──────── Recorded data

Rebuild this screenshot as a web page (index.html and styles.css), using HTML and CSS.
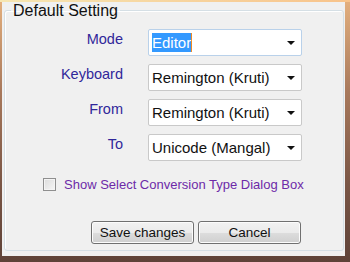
FILE: index.html
```html
<!doctype html>
<html lang="en">
<head>
<meta charset="utf-8" />
<title>Default Setting</title>
<link rel="stylesheet" href="styles.css">
</head>
<body>
  <div class="panel">
    <fieldset class="group">
      <legend>Default Setting</legend>

      <!-- 변환 설정 -->
      <div class="form">
        <label class="lbl">Mode</label>
        <div class="combo combo-focus">
          <span class="sel">Editor</span>
          <svg class="arrow" width="8" height="4" viewBox="0 0 8 4"><polygon points="0,0 8,0 4,4"/></svg>
        </div>

        <label class="lbl">Keyboard</label>
        <div class="combo">
          <span>Remington (Kruti)</span>
          <svg class="arrow" width="8" height="4" viewBox="0 0 8 4"><polygon points="0,0 8,0 4,4"/></svg>
        </div>

        <label class="lbl">From</label>
        <div class="combo">
          <span>Remington (Kruti)</span>
          <svg class="arrow" width="8" height="4" viewBox="0 0 8 4"><polygon points="0,0 8,0 4,4"/></svg>
        </div>

        <label class="lbl">To</label>
        <div class="combo">
          <span>Unicode (Mangal)</span>
          <svg class="arrow" width="8" height="4" viewBox="0 0 8 4"><polygon points="0,0 8,0 4,4"/></svg>
        </div>
      </div>

      <label class="check">
        <span class="box"></span>
        <span>Show Select Conversion Type Dialog Box</span>
      </label>

      <div class="buttons">
        <button class="btn">Save changes</button>
        <button class="btn">Cancel</button>
      </div>
    </fieldset>
  </div>
</body>
</html>
```

FILE: styles.css
```css
:root{
  --panel  :#f0f0f0;
  --label  :#30279a;
  --check  :#6d2aa8;
  --edge   :#d5dfe5;
}

*{margin:0;padding:0;box-sizing:border-box}
body{
  width:350px;height:262px;overflow:hidden;
  font-family:"Liberation Sans",Arial,sans-serif;
  background:
    linear-gradient(90deg,#f6e6b2,#f8c38b) top/100% 2px no-repeat,
    linear-gradient(180deg,#e4b07e 0,#a8795c 35%,#7a5646 70%,#5e4238 100%);
}

/* === 창 본체 === */
.panel{
  margin:2px 5px 6px 2px;height:254px;
  background:var(--panel);
  padding:0 1px 0 2px;
}

/* === 그룹 박스 === */
.group{
  border:1px solid var(--edge);border-radius:3px;
  padding:10px 0 6px 0;
  box-shadow:inset 1px 1px 0 #fff;
}
.group legend{
  margin-left:6px;padding:0 2px;
  font-size:16px;line-height:17px;color:#111;
}

/* === 라벨 + 콤보 === */
.form{
  display:grid;
  grid-template-columns:118px 154px;
  column-gap:25px;row-gap:8px;
}
.lbl{
  text-align:right;align-self:start;
  padding-top:2px;
  font-size:14.5px;line-height:17px;color:var(--label);
}
.combo{
  height:27px;
  display:flex;align-items:center;justify-content:space-between;
  padding:0 6px 0 3px;
  background:#fff;border:1px solid #c9c9c9;border-radius:2px;
  font-size:15px;line-height:17px;color:#111;
}
.combo-focus{border-color:#b9d1ea;}
.sel{
  background:#3399ff;color:#fff;line-height:19px;
  border-right:1px solid #f08a24;
}
.arrow{fill:#111;flex:none;}

/* === 체크박스 === */
.check{
  display:flex;align-items:center;gap:8px;
  margin-top:15px;height:16px;padding-left:38px;
  font-size:13px;color:var(--check);
}
.box{
  width:13px;height:13px;flex:none;
  border:1px solid #8f8f8f;
  background:linear-gradient(135deg,#dcdcdc,#f6f6f6);
  box-shadow:inset 0 0 0 1px #f4f4f4;
}

/* === 버튼 === */
.buttons{
  display:flex;gap:4px;
  margin-top:29px;padding-left:86px;
}
.btn{
  width:103px;height:23px;
  font-family:inherit;font-size:13.5px;color:#111;
  border:1px solid #707070;border-radius:3px;
  background:linear-gradient(180deg,#f2f2f2 0,#ebebeb 50%,#dddddd 51%,#cfcfcf 100%);
  box-shadow:inset 0 0 0 1px #fcfcfc;
}
```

────────────────

### Exercise instructions
Without the pictures, retype the whole of the material above exactly.

### Result of the task
Rebuild this screenshot as a web page (index.html and styles.css), using HTML and CSS.
FILE: index.html
```html
<!doctype html>
<html lang="en">
<head>
<meta charset="utf-8" />
<title>Default Setting</title>
<link rel="stylesheet" href="styles.css">
</head>
<body>
  <div class="panel">
    <fieldset class="group">
      <legend>Default Setting</legend>

      <!-- 변환 설정 -->
      <div class="form">
        <label class="lbl">Mode</label>
        <div class="combo combo-focus">
          <span class="sel">Editor</span>
          <svg class="arrow" width="8" height="4" viewBox="0 0 8 4"><polygon points="0,0 8,0 4,4"/></svg>
        </div>

        <label class="lbl">Keyboard</label>
        <div class="combo">
          <span>Remington (Kruti)</span>
          <svg class="arrow" width="8" height="4" viewBox="0 0 8 4"><polygon points="0,0 8,0 4,4"/></svg>
        </div>

        <label class="lbl">From</label>
        <div class="combo">
          <span>Remington (Kruti)</span>
          <svg class="arrow" width="8" height="4" viewBox="0 0 8 4"><polygon points="0,0 8,0 4,4"/></svg>
        </div>

        <label class="lbl">To</label>
        <div class="combo">
          <span>Unicode (Mangal)</span>
          <svg class="arrow" width="8" height="4" viewBox="0 0 8 4"><polygon points="0,0 8,0 4,4"/></svg>
        </div>
      </div>

      <label class="check">
        <span class="box"></span>
        <span>Show Select Conversion Type Dialog Box</span>
      </label>

      <div class="buttons">
        <button class="btn">Save changes</button>
        <button class="btn">Cancel</button>
      </div>
    </fieldset>
  </div>
</body>
</html>
```

FILE: styles.css
```css
:root{
  --panel  :#f0f0f0;
  --label  :#30279a;
  --check  :#6d2aa8;
  --edge   :#d5dfe5;
}

*{margin:0;padding:0;box-sizing:border-box}
body{
  width:350px;height:262px;overflow:hidden;
  font-family:"Liberation Sans",Arial,sans-serif;
  background:
    linear-gradient(90deg,#f6e6b2,#f8c38b) top/100% 2px no-repeat,
    linear-gradient(180deg,#e4b07e 0,#a8795c 35%,#7a5646 70%,#5e4238 100%);
}

/* === 창 본체 === */
.panel{
  margin:2px 5px 6px 2px;height:254px;
  background:var(--panel);
  padding:0 1px 0 2px;
}

/* === 그룹 박스 === */
.group{
  border:1px solid var(--edge);border-radius:3px;
  padding:10px 0 6px 0;
  box-shadow:inset 1px 1px 0 #fff;
}
.group legend{
  margin-left:6px;padding:0 2px;
  font-size:16px;line-height:17px;color:#111;
}

/* === 라벨 + 콤보 === */
.form{
  display:grid;
  grid-template-columns:118px 154px;
  column-gap:25px;row-gap:8px;
}
.lbl{
  text-align:right;align-self:start;
  padding-top:2px;
  font-size:14.5px;line-height:17px;color:var(--label);
}
.combo{
  height:27px;
  display:flex;align-items:center;justify-content:space-between;
  padding:0 6px 0 3px;
  background:#fff;border:1px solid #c9c9c9;border-radius:2px;
  font-size:15px;line-height:17px;color:#111;
}
.combo-focus{border-color:#b9d1ea;}
.sel{
  background:#3399ff;color:#fff;line-height:19px;
  border-right:1px solid #f08a24;
}
.arrow{fill:#111;flex:none;}

/* === 체크박스 === */
.check{
  display:flex;align-items:center;gap:8px;
  margin-top:15px;height:16px;padding-left:38px;
  font-size:13px;color:var(--check);
}
.box{
  width:13px;height:13px;flex:none;
  border:1px solid #8f8f8f;
  background:linear-gradient(135deg,#dcdcdc,#f6f6f6);
  box-shadow:inset 0 0 0 1px #f4f4f4;
}

/* === 버튼 === */
.buttons{
  display:flex;gap:4px;
  margin-top:29px;padding-left:86px;
}
.btn{
  width:103px;height:23px;
  font-family:inherit;font-size:13.5px;color:#111;
  border:1px solid #707070;border-radius:3px;
  background:linear-gradient(180deg,#f2f2f2 0,#ebebeb 50%,#dddddd 51%,#cfcfcf 100%);
  box-shadow:inset 0 0 0 1px #fcfcfc;
}
```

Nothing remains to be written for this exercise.